Now retired, Doherty, 62, could not be reached for comment. He worked for the archdiocese for three decades and was placed on administrative leave in April 2002.

In a statement, the archdiocese did not comment on the suit's allegations.

"It is a sad day for the Catholic Church when we receive an allegation of sexual abuse by a member of the clergy," according to the statement. "Every accusation is taken seriously by the Archdiocese of Miami.

"Unfortunately, despite all our efforts to have victims contact us directly, this case was brought to an attorney, so we are not aware of the circumstances. Due to this our efforts to begin pastoral healing are delayed."

In the latest suit filed in Broward Circuit Court, the unidentified alleged victim, now 19, claims Doherty, then a priest at Margate's St. Vincent's Church, sexually abused him in the 1990s when he was under 12 years old.

Under Florida law, there is no statute of limitations if the victim is under 12. Broward prosecutors can consider filing criminal charges such as sexual battery against Doherty.

In dozens of similar criminal investigations involving South Florida Catholic priests, the age limit has been a barrier because alleged victims were 12 or older.

Only one Catholic priest, the Rev. Trevor Smith, who worked at a North Miami nursing home, has been charged and convicted of sexually assaulting a child in South Florida.

According to Tuesday's lawsuit, Doherty befriended the boy, identified only as John Doe 22, when he was 8 or 9 years old after meeting him at St. Vincent's.

The priest encouraged the boy to attend Mass and confessions in the mid-1990s, said Jeffrey Herman, the alleged victim's attorney.

One day, the youngster told Doherty that he had been involved in a fight at school.

"The priest told him to start smoking pot, it would curb his aggressive behavior," Herman said Tuesday.

It wasn't long before John Doe began drinking beer with the priest, and smoking pot, Herman said.

Many of the sex acts, which occurred between 1996 and 2000, happened while John Doe was unconscious or semi-conscious from binging on drugs and alcohol, the suit states.

The suit is the latest of about 40 civil negligence complaints brought against the Miami archdiocese since the Catholic Church's sex-abuse scandal erupted in 2002. Most have been settled for between $75,000 and $500,000.


Two years ago, a former student at Fort Lauderdale's St. Anthony Catholic School alleged in a suit that when he was 12 years old, Doherty plied him with prescription drugs, then raped him more than a dozen times.

The assaults allegedly took place in 1976 at the priest's mother's home, in a hotel room and an apartment behind a parishioner's house. The suit, filed in Broward Circuit Court in September 2003, named the school and archdiocese as defendants, but not Doherty.

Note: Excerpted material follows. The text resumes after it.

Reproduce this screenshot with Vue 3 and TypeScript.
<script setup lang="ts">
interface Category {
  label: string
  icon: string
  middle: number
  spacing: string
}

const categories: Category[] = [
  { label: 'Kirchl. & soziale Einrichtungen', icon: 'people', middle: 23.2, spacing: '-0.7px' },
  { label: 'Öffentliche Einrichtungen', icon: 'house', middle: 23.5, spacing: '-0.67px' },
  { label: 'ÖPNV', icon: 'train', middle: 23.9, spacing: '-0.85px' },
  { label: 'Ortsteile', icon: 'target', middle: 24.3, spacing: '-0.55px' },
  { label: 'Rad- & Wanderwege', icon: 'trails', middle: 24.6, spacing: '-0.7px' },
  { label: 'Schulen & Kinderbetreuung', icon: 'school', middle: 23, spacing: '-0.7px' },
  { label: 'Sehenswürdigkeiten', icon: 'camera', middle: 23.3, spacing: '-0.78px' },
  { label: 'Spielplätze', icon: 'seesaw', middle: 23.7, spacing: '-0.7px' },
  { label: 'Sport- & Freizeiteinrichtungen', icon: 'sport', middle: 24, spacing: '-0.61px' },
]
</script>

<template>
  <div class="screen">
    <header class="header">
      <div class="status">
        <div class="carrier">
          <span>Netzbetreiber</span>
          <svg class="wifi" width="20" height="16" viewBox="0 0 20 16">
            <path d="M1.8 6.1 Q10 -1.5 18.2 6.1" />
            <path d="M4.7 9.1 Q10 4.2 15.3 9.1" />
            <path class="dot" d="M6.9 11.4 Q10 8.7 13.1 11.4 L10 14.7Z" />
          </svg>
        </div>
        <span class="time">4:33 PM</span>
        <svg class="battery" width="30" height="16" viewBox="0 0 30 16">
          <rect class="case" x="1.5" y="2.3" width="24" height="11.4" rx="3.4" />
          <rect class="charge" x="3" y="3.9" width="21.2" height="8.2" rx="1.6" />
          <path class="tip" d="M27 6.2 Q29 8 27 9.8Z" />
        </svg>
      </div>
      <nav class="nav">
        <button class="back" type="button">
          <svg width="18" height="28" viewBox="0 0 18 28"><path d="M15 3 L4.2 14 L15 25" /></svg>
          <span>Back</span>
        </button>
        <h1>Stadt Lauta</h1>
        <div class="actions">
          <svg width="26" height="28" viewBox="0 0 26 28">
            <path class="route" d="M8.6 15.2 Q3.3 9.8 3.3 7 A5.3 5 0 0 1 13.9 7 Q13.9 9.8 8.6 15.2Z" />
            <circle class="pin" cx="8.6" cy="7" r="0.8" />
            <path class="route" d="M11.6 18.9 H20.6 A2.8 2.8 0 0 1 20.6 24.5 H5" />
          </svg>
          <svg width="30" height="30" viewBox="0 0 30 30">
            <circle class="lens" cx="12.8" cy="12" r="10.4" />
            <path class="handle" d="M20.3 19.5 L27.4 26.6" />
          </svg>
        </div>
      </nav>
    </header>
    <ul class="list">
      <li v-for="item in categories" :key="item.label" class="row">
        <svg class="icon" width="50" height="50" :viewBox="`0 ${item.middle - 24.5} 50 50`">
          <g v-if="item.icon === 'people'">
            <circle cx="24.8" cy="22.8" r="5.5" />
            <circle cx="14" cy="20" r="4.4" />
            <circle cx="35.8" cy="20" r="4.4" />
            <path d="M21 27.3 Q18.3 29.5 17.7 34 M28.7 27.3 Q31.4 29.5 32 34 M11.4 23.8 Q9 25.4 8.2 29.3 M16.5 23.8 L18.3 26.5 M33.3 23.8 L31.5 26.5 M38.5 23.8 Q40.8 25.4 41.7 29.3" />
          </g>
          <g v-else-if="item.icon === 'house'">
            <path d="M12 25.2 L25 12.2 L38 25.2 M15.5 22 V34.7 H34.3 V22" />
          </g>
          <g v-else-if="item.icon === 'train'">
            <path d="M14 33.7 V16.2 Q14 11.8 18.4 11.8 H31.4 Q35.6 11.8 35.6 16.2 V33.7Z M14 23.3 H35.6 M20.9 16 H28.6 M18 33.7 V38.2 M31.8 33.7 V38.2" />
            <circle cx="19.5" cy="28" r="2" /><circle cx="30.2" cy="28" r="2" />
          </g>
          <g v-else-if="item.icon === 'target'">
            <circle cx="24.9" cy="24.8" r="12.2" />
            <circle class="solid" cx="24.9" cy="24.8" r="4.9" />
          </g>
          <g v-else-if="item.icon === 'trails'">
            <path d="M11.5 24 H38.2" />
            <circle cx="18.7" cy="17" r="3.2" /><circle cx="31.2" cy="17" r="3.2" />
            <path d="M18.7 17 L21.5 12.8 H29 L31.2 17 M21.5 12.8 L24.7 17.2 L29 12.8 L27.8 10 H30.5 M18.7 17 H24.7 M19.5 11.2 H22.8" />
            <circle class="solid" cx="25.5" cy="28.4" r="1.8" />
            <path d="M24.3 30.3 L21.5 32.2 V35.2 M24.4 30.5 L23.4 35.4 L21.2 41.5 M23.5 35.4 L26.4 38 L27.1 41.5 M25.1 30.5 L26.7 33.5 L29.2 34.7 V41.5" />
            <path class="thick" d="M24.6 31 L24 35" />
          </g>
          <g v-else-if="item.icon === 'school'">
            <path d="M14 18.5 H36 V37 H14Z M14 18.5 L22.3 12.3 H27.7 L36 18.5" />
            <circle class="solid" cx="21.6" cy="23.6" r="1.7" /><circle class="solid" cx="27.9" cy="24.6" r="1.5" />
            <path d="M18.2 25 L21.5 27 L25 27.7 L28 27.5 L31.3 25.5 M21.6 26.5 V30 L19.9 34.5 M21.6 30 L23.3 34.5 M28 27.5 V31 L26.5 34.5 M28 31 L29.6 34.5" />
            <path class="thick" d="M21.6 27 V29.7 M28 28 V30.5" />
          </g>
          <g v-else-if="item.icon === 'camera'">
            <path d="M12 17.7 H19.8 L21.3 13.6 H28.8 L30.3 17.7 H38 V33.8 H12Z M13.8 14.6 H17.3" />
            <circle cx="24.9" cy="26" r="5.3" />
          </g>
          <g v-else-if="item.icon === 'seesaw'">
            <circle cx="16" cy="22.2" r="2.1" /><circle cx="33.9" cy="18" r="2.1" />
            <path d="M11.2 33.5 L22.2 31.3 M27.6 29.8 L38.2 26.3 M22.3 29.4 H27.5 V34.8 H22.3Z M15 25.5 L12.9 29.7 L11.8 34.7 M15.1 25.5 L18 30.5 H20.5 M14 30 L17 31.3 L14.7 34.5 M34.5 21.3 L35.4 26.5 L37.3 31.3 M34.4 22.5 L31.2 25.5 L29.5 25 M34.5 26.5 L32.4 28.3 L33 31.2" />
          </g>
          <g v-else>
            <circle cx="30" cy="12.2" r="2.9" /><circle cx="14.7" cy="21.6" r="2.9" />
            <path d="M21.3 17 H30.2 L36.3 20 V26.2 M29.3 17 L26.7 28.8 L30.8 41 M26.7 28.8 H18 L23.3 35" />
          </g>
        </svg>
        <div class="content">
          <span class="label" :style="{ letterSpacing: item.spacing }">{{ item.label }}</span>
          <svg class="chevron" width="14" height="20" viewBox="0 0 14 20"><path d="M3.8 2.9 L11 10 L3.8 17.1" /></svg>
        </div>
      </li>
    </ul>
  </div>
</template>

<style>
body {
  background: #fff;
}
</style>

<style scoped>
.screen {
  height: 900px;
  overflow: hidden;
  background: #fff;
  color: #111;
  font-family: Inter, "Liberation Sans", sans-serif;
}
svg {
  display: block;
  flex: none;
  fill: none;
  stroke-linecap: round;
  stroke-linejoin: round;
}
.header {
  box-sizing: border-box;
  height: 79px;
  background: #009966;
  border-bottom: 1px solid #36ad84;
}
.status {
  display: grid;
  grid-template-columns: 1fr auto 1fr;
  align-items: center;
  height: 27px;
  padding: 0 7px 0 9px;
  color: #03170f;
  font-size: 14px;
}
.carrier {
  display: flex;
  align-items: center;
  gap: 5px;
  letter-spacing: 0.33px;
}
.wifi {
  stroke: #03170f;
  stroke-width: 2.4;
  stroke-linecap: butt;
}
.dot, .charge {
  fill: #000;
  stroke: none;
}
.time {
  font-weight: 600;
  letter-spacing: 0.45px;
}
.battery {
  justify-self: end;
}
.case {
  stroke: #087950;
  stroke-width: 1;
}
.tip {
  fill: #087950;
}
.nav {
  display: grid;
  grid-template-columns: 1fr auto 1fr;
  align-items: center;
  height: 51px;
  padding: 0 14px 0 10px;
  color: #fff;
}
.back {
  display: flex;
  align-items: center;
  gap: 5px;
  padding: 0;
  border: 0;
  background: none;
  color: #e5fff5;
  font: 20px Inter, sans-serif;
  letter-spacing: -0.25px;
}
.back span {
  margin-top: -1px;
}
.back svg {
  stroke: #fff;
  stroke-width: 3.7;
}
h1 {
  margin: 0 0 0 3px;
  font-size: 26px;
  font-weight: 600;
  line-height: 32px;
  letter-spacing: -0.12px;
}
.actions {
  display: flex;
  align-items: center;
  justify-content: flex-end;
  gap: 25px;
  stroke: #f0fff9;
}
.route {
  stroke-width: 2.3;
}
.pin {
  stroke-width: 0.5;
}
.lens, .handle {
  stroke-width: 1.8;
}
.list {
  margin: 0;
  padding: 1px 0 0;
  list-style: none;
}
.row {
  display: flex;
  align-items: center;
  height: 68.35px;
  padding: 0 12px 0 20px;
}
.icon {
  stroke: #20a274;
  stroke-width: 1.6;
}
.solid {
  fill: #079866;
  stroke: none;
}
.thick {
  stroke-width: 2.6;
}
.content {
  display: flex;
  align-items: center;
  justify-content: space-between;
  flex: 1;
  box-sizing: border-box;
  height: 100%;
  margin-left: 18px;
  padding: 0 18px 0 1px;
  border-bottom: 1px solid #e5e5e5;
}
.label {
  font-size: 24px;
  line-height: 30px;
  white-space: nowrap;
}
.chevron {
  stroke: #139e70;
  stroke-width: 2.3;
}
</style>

A month later, the Broward State Attorney's Office released its findings on Doherty after a 17-month investigation of a separate incident -- in which the priest was accused of drugging and sexually abusing a 17-year-old Chaminade senior in 1978. Doherty worked for Catholic Family Services, the archdiocese's social-service arm, at the time.

The teen's parents had brought him to Doherty for counseling.

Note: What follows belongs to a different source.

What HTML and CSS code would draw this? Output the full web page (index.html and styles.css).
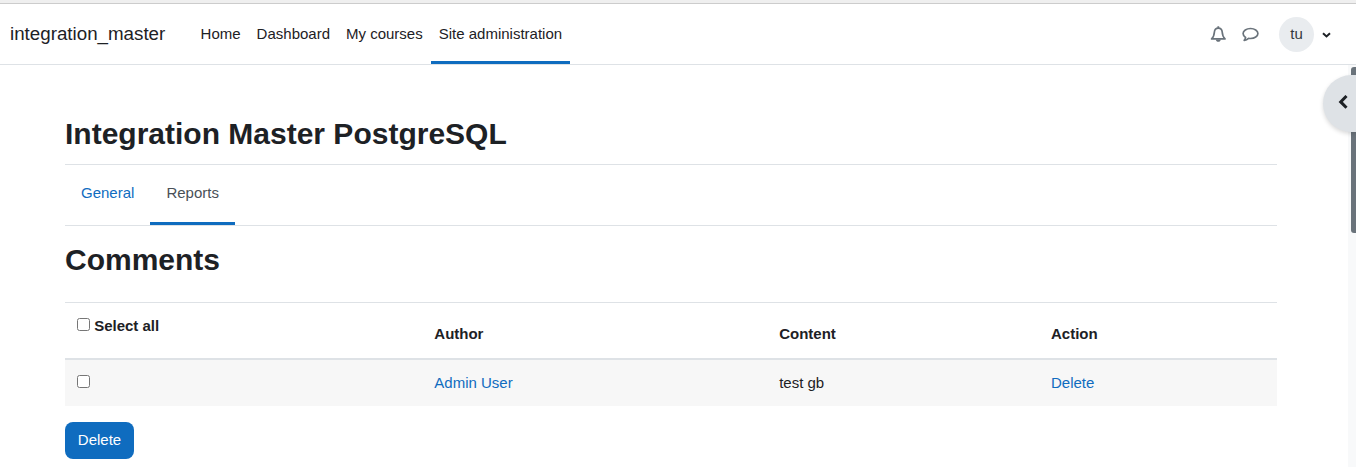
FILE: index.html
```html
<!DOCTYPE html>
<html lang="en">
<head>
    <meta charset="UTF-8">
    <meta name="viewport" content="width=device-width, initial-scale=1.0">
    <title>Comments</title>
    <link rel="stylesheet" href="styles.css">
</head>
<body>
    <nav class="navbar">
        <a class="brand" href="#">integration_master</a>
        <ul class="primary-nav">
            <li><a href="#">Home</a></li>
            <li><a href="#">Dashboard</a></li>
            <li><a href="#">My courses</a></li>
            <li><a class="active" href="#">Site administration</a></li>
        </ul>
        <div class="usernav">
            <svg class="icon" viewBox="0 0 16 16"><path class="line" d="M1.6 12.9C3.8 11 4.2 9 4.4 6 4.6 3.500 5.900 2.100 8.300 2.100s3.700 1.400 3.900 3.900c.2 3 .6 5 2.800 6.900z"/><path d="M7.400.2h1.800v2H7.400zM5.800 13.400h5C10.600 14.900 9.600 15.800 8.300 15.800s-2.300-.9-2.500-2.400z"/></svg>
            <svg class="icon comment" viewBox="0 0 17 16"><path class="line" d="M8.500 2.500c4.100 0 7.400 2.200 7.400 5s-3.300 5-7.400 5c-.7 0-1.300-.1-1.900-.2-1.300 1.100-2.700 1.800-4.400 2.100.8-.9 1.200-1.800 1.400-3C2 10.500 1.100 9.100 1.100 7.500c0-2.800 3.300-5 7.400-5z"/></svg>
            <span class="avatar">tu</span>
            <svg class="caret" viewBox="0 0 9 6"><path d="M1 1.200l3.500 3.200L8 1.200"/></svg>
        </div>
    </nav>

    <main class="page">
        <h1>Integration Master PostgreSQL</h1>
        <ul class="tabs">
            <li><a href="#">General</a></li>
            <li><a class="active" href="#">Reports</a></li>
        </ul>

        <h2>Comments</h2>
        <table class="comments">
            <thead>
                <tr>
                    <th class="col-select"><label><input type="checkbox"> Select all</label></th>
                    <th class="col-author">Author</th>
                    <th class="col-content">Content</th>
                    <th>Action</th>
                </tr>
            </thead>
            <tbody>
                <tr>
                    <td><input type="checkbox"></td>
                    <td><a href="#">Admin User</a></td>
                    <td>test gb</td>
                    <td><a href="#">Delete</a></td>
                </tr>
            </tbody>
        </table>
        <button class="btn">Delete</button>
    </main>

    <!-- scrollbar and block drawer toggle -->
    <div class="scrollbar"><div class="thumb"></div></div>
    <button class="drawer-toggle">
        <svg viewBox="0 0 10 15"><path d="M8.500 1L2.700 6.900l5.800 5.900"/></svg>
    </button>
</body>
</html>
```
FILE: styles.css
```css
* {
    box-sizing: border-box;
}

body {
    margin: 0;
    height: 467px;
    overflow: hidden;
    position: relative;
    border-top: 3px solid #efefef;
    background-color: #fff;
    color: #1d2125;
    font-family: "Liberation Sans", Arial, sans-serif;
    font-size: 15px;
    line-height: 1.5;
}

a {
    color: #0f6cbf;
    text-decoration: none;
}

ul {
    list-style: none;
    margin: 0;
    padding: 0;
    display: flex;
}

.navbar {
    display: flex;
    align-items: center;
    height: 62px;
    padding-left: 10px;
    padding-right: 25px;
    border-top: 1px solid #ccc;
    border-bottom: 1px solid #dee2e6;
}

.brand {
    color: #1d2125;
    font-size: 18.75px;
}

.primary-nav {
    height: 60px;
    margin-left: 27.3px;
}

.primary-nav a {
    display: flex;
    align-items: center;
    height: 60px;
    padding: 3px 8px 0;
    color: #1d2125;
    border-bottom: 3px solid transparent;
}

.primary-nav a.active {
    border-bottom-color: #0f6cbf;
}

.usernav {
    display: flex;
    align-items: center;
    margin-left: auto;
}

.icon {
    width: 16px;
    height: 16px;
    fill: #6a737b;
}

.icon .line {
    fill: none;
    stroke: #6a737b;
    stroke-width: 1.7;
    stroke-linejoin: round;
}

.icon.comment {
    width: 17px;
    margin-left: 16px;
}

.avatar {
    width: 35px;
    height: 35px;
    margin-left: 20px;
    border-radius: 50%;
    background-color: #e9ecef;
    color: #343a40;
    line-height: 34px;
    text-align: center;
}

.caret {
    width: 9px;
    height: 6px;
    margin: 2px 0 0 8px;
}

.caret path,
.drawer-toggle path {
    fill: none;
    stroke: #1d2125;
    stroke-width: 2;
}

.page {
    width: 1212px;
    margin-left: 65px;
    padding-top: 51px;
}

h1,
h2 {
    margin: 0;
    font-size: 30px;
    line-height: 36px;
}

h1 {
    margin-bottom: 12px;
}

.tabs {
    height: 62px;
    border-top: 1px solid #dee2e6;
    border-bottom: 1px solid #dee2e6;
}

.tabs a {
    display: flex;
    align-items: center;
    height: 60px;
    padding: 0 16px;
    border-bottom: 3px solid transparent;
}

.tabs a.active {
    color: #495057;
    border-bottom-color: #0f6cbf;
}

h2 {
    margin: 16px 0 24px;
}

.comments {
    width: 100%;
    table-layout: fixed;
    border-collapse: separate;
    border-spacing: 0;
}

.comments th,
.comments td {
    padding: 0 12px;
    text-align: left;
}

.comments th {
    height: 58px;
    padding-top: 7px;
    border-top: 1px solid #dee2e6;
    border-bottom: 2px solid #dee2e6;
}

.comments td {
    height: 46px;
    background-color: #f7f7f7;
}

.comments .col-select {
    width: 357.3px;
    padding-top: 0;
    padding-bottom: 8px;
}

.col-author {
    width: 344.9px;
}

.col-content {
    width: 271.8px;
}

input[type="checkbox"] {
    width: 13px;
    height: 13px;
    margin: 0;
}

.btn {
    display: block;
    width: 69px;
    height: 37px;
    margin-top: 16px;
    padding: 0;
    border: 0;
    border-radius: 8px;
    background-color: #0f6cbf;
    color: #fff;
    font: inherit;
}

.scrollbar {
    position: absolute;
    top: 62px;
    right: 0;
    bottom: 0;
    width: 8px;
    background-color: #f8f9fa;
}

.thumb {
    width: 5px;
    height: 166px;
    margin: 2px 0 0 3px;
    border-radius: 3px 0 0 3px;
    background-color: #6a737b;
}

.drawer-toggle {
    position: absolute;
    top: 72px;
    right: 0;
    width: 33px;
    height: 57px;
    padding: 0 0 3px 15px;
    border: 0;
    border-radius: 100px 0 0 100px;
    background-color: #dee2e6;
    box-shadow: 0 2px 4px rgba(0, 0, 0, 0.15);
    display: flex;
    align-items: center;
}

.drawer-toggle svg {
    width: 10px;
    height: 15px;
}

.drawer-toggle path {
    stroke-width: 3;
}
```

Miami church leaders "could be considered criminally culpable for failing to report" the allegations of child abuse, according to Broward prosecutor Dennis Siegel, who investigated the allegation against Doherty and wrote up his findings in a memo.

"However, because the statute of limitations has expired on this matter, no action can be taken by this office," Siegel wrote.

The prosecutor's memo indicated the archdiocese paid a $50,000 settlement to the Chaminade senior in 1994 but didn't notify authorities until 2002.

Years before the Chaminade settlement, internal church documents revealed the archdiocese knew of at least two other abuse allegations involving Doherty -- one lodged in 1979 and the other in 1987.

Last month, a Fort Lauderdale man identified as John Doe 21 filed a lawsuit accusing Doherty of drugging and raping him several times in the late 1960s. According to the lawsuit, the boy was around 11 when the abuse began.

The archdiocese moved Doherty from one parish to another, until he was finally relieved of his duties in 2002.

Siegel noted in his 2003 memo that "Father Doherty volunteered to undergo a mental health evaluation" at a program in Connecticut after investigators questioned him about the sexual allegations.

The evaluator recommended that Doherty be temporarily suspended from his duties pending further investigation of the allegations, documents show.

Doherty was not suspended but transferred to St. Vincent's in 1992 as pastor, according to records.

Two years later, Doherty began befriending the boy who filed Tuesday's latest lawsuit.

The abuse allegedly continued for five years.

Herman said Doherty destroyed the boy's life.

His parents didn't know of the sexual abuse until two weeks ago, Herman said.

"His mother heard about Father Doherty and went and asked her son if he'd been abused," Herman said. "He broke down and told her everything."